TASK TO CARRY OUT: Leave out the pictures and transcribe everything else exactly.

--- START ---

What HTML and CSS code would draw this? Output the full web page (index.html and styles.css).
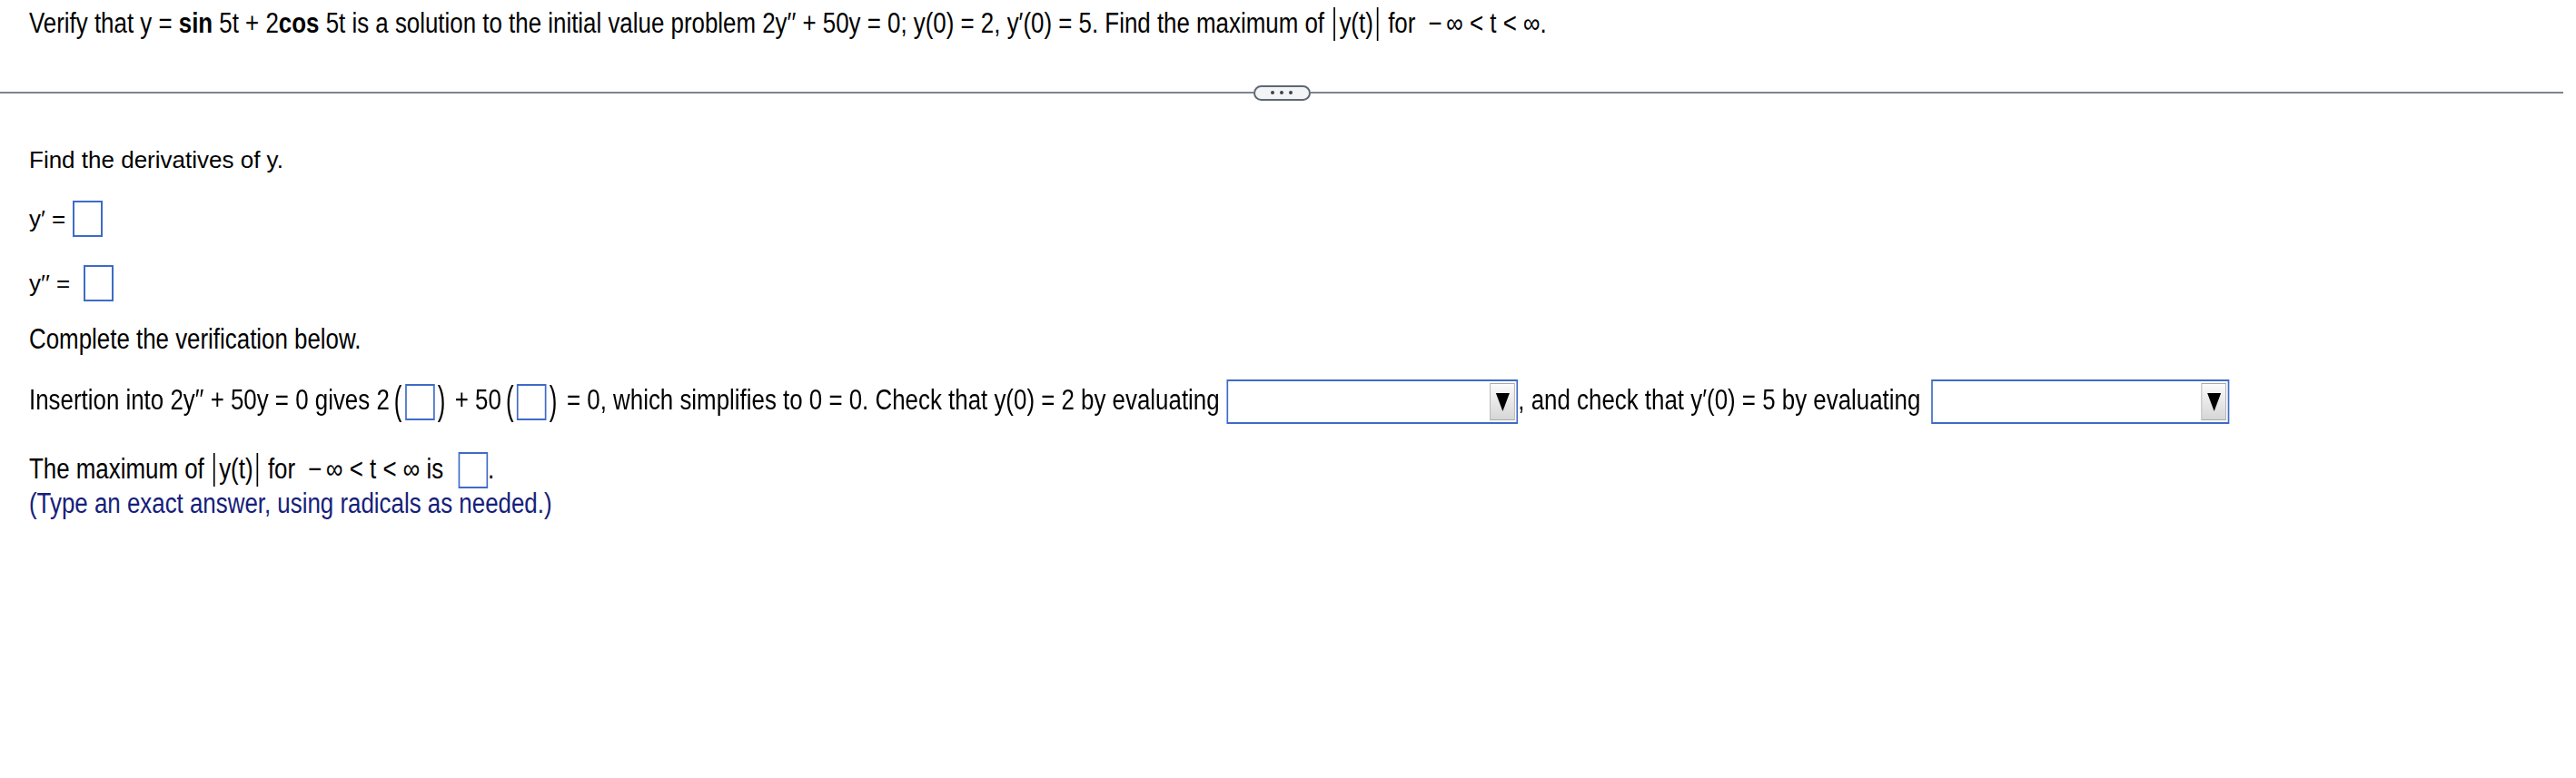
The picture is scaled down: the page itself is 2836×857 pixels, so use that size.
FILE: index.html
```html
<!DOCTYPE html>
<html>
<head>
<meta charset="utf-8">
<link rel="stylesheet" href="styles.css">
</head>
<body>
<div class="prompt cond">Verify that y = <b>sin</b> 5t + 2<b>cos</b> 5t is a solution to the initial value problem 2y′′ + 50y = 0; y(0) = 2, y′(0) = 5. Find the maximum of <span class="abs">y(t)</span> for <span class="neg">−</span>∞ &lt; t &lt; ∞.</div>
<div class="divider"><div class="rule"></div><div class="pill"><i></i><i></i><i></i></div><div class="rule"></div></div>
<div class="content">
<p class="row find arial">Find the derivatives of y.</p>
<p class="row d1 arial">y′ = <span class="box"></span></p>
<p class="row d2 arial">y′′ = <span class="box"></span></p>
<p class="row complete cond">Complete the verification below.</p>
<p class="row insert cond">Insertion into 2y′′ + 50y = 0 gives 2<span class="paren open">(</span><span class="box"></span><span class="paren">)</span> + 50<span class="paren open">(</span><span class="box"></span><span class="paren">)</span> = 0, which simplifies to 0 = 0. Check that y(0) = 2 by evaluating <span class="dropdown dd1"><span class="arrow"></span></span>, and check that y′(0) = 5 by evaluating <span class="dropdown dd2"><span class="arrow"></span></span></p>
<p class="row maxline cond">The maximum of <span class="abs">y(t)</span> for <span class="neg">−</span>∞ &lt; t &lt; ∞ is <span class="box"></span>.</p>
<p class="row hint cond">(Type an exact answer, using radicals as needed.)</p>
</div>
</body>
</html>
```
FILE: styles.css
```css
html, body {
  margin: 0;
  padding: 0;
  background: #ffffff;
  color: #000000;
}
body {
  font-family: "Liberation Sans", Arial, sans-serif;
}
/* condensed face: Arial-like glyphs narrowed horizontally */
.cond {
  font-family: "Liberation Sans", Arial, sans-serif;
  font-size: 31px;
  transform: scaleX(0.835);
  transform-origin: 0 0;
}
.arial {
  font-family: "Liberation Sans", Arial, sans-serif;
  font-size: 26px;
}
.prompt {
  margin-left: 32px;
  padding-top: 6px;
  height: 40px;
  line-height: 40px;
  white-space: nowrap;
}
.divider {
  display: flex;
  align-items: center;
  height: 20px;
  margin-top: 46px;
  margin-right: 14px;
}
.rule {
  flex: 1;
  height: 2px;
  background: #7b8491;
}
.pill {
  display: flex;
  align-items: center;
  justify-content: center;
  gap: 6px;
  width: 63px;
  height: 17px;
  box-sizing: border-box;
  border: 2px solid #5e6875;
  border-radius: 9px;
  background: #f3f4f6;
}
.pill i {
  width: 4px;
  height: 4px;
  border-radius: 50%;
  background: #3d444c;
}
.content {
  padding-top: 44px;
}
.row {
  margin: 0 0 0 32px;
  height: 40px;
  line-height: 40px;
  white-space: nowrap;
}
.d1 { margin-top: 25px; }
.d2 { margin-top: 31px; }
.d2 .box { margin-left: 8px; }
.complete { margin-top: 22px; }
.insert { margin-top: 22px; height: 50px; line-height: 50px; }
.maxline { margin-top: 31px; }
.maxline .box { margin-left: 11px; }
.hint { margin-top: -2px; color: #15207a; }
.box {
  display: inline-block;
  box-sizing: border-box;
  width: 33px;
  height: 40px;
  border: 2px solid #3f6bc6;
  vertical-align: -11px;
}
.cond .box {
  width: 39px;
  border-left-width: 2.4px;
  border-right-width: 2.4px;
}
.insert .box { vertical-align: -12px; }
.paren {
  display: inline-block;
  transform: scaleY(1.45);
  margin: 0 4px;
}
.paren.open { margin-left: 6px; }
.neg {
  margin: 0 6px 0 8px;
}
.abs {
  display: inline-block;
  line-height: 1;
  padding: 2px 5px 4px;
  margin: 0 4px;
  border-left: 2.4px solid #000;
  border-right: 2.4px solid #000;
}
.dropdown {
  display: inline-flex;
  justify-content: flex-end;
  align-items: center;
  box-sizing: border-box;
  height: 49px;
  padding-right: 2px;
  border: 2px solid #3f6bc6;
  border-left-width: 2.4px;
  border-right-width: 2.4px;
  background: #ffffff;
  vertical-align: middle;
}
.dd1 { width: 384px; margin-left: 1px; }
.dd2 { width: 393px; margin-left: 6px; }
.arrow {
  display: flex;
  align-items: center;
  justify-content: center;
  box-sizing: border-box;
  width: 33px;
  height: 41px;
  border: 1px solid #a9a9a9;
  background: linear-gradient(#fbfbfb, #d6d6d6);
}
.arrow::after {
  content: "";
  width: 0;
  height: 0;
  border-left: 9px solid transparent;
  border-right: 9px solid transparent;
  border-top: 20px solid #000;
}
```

--- END ---

PROBLEM SOLUTION:
What HTML and CSS code would draw this? Output the full web page (index.html and styles.css).
The picture is scaled down: the page itself is 2836×857 pixels, so use that size.
FILE: index.html
```html
<!DOCTYPE html>
<html>
<head>
<meta charset="utf-8">
<link rel="stylesheet" href="styles.css">
</head>
<body>
<div class="prompt cond">Verify that y = <b>sin</b> 5t + 2<b>cos</b> 5t is a solution to the initial value problem 2y′′ + 50y = 0; y(0) = 2, y′(0) = 5. Find the maximum of <span class="abs">y(t)</span> for <span class="neg">−</span>∞ &lt; t &lt; ∞.</div>
<div class="divider"><div class="rule"></div><div class="pill"><i></i><i></i><i></i></div><div class="rule"></div></div>
<div class="content">
<p class="row find arial">Find the derivatives of y.</p>
<p class="row d1 arial">y′ = <span class="box"></span></p>
<p class="row d2 arial">y′′ = <span class="box"></span></p>
<p class="row complete cond">Complete the verification below.</p>
<p class="row insert cond">Insertion into 2y′′ + 50y = 0 gives 2<span class="paren open">(</span><span class="box"></span><span class="paren">)</span> + 50<span class="paren open">(</span><span class="box"></span><span class="paren">)</span> = 0, which simplifies to 0 = 0. Check that y(0) = 2 by evaluating <span class="dropdown dd1"><span class="arrow"></span></span>, and check that y′(0) = 5 by evaluating <span class="dropdown dd2"><span class="arrow"></span></span></p>
<p class="row maxline cond">The maximum of <span class="abs">y(t)</span> for <span class="neg">−</span>∞ &lt; t &lt; ∞ is <span class="box"></span>.</p>
<p class="row hint cond">(Type an exact answer, using radicals as needed.)</p>
</div>
</body>
</html>
```
FILE: styles.css
```css
html, body {
  margin: 0;
  padding: 0;
  background: #ffffff;
  color: #000000;
}
body {
  font-family: "Liberation Sans", Arial, sans-serif;
}
/* condensed face: Arial-like glyphs narrowed horizontally */
.cond {
  font-family: "Liberation Sans", Arial, sans-serif;
  font-size: 31px;
  transform: scaleX(0.835);
  transform-origin: 0 0;
}
.arial {
  font-family: "Liberation Sans", Arial, sans-serif;
  font-size: 26px;
}
.prompt {
  margin-left: 32px;
  padding-top: 6px;
  height: 40px;
  line-height: 40px;
  white-space: nowrap;
}
.divider {
  display: flex;
  align-items: center;
  height: 20px;
  margin-top: 46px;
  margin-right: 14px;
}
.rule {
  flex: 1;
  height: 2px;
  background: #7b8491;
}
.pill {
  display: flex;
  align-items: center;
  justify-content: center;
  gap: 6px;
  width: 63px;
  height: 17px;
  box-sizing: border-box;
  border: 2px solid #5e6875;
  border-radius: 9px;
  background: #f3f4f6;
}
.pill i {
  width: 4px;
  height: 4px;
  border-radius: 50%;
  background: #3d444c;
}
.content {
  padding-top: 44px;
}
.row {
  margin: 0 0 0 32px;
  height: 40px;
  line-height: 40px;
  white-space: nowrap;
}
.d1 { margin-top: 25px; }
.d2 { margin-top: 31px; }
.d2 .box { margin-left: 8px; }
.complete { margin-top: 22px; }
.insert { margin-top: 22px; height: 50px; line-height: 50px; }
.maxline { margin-top: 31px; }
.maxline .box { margin-left: 11px; }
.hint { margin-top: -2px; color: #15207a; }
.box {
  display: inline-block;
  box-sizing: border-box;
  width: 33px;
  height: 40px;
  border: 2px solid #3f6bc6;
  vertical-align: -11px;
}
.cond .box {
  width: 39px;
  border-left-width: 2.4px;
  border-right-width: 2.4px;
}
.insert .box { vertical-align: -12px; }
.paren {
  display: inline-block;
  transform: scaleY(1.45);
  margin: 0 4px;
}
.paren.open { margin-left: 6px; }
.neg {
  margin: 0 6px 0 8px;
}
.abs {
  display: inline-block;
  line-height: 1;
  padding: 2px 5px 4px;
  margin: 0 4px;
  border-left: 2.4px solid #000;
  border-right: 2.4px solid #000;
}
.dropdown {
  display: inline-flex;
  justify-content: flex-end;
  align-items: center;
  box-sizing: border-box;
  height: 49px;
  padding-right: 2px;
  border: 2px solid #3f6bc6;
  border-left-width: 2.4px;
  border-right-width: 2.4px;
  background: #ffffff;
  vertical-align: middle;
}
.dd1 { width: 384px; margin-left: 1px; }
.dd2 { width: 393px; margin-left: 6px; }
.arrow {
  display: flex;
  align-items: center;
  justify-content: center;
  box-sizing: border-box;
  width: 33px;
  height: 41px;
  border: 1px solid #a9a9a9;
  background: linear-gradient(#fbfbfb, #d6d6d6);
}
.arrow::after {
  content: "";
  width: 0;
  height: 0;
  border-left: 9px solid transparent;
  border-right: 9px solid transparent;
  border-top: 20px solid #000;
}
```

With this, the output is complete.